4
1
I'm trying to find a way to aggregate data in a hierarchical data set, preferably within a pivot table but other methods might be OK as well. Consider a data set (greatly simplified for the example) that looks like the one below. From this data, I'm trying to build a set of functions that will answer questions like:
"How much total inventory do I have for Fruit?"
"How many different kinds of Food do I sell?"
Item Category
======= ========
Apples Fruit
Bacon Meat
Chicken Meat
Corn Veg
Food
Fruit Food
Grapes Fruit
Meat Food
Squash Veg
Steak Meat
Veg Food
Each Item has (among lots of other information) a Category, which we can really think of as a "parent". But also note that within the data set, all the "parents" also have their own parent categories. In this data set one sample 'branch' of the hierarchy would be Food->Meat->Chicken.

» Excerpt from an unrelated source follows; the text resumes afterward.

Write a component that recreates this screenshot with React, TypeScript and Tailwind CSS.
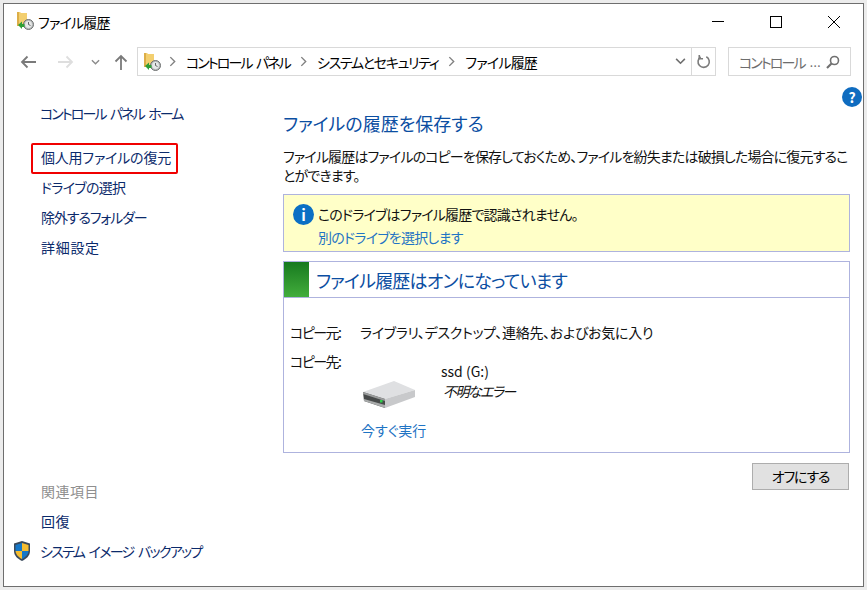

To answer the question like "How many different kinds of Fruit do I sell" it's not hard, because this is first level category. I can just use the COUNTIF function and say "How many Items belong to Category "Fruit"?" -- and I get a table that looks like this:
Item Category COUNTIF(categories,me)
Apples Fruit 0
Bacon Meat 0
Chicken Meat 0
Corn Veg 0
Food Food 3
Fruit Food 2
Grapes Fruit 0
Meat Food 3
Squash Veg 0
Steak Meat 0
Veg Food 2
Easy - for the first row you just see how many times "Apples" appears as someone else's Category. (Since it's zero, I know that Apples are not a parent... this should help, but I'm not sure how...) Now row five, "Fruit", appears as someone else's Category two times - since the number is NOT zero, I know it's a Category instead of just an Item. All well and good for the first level math, but...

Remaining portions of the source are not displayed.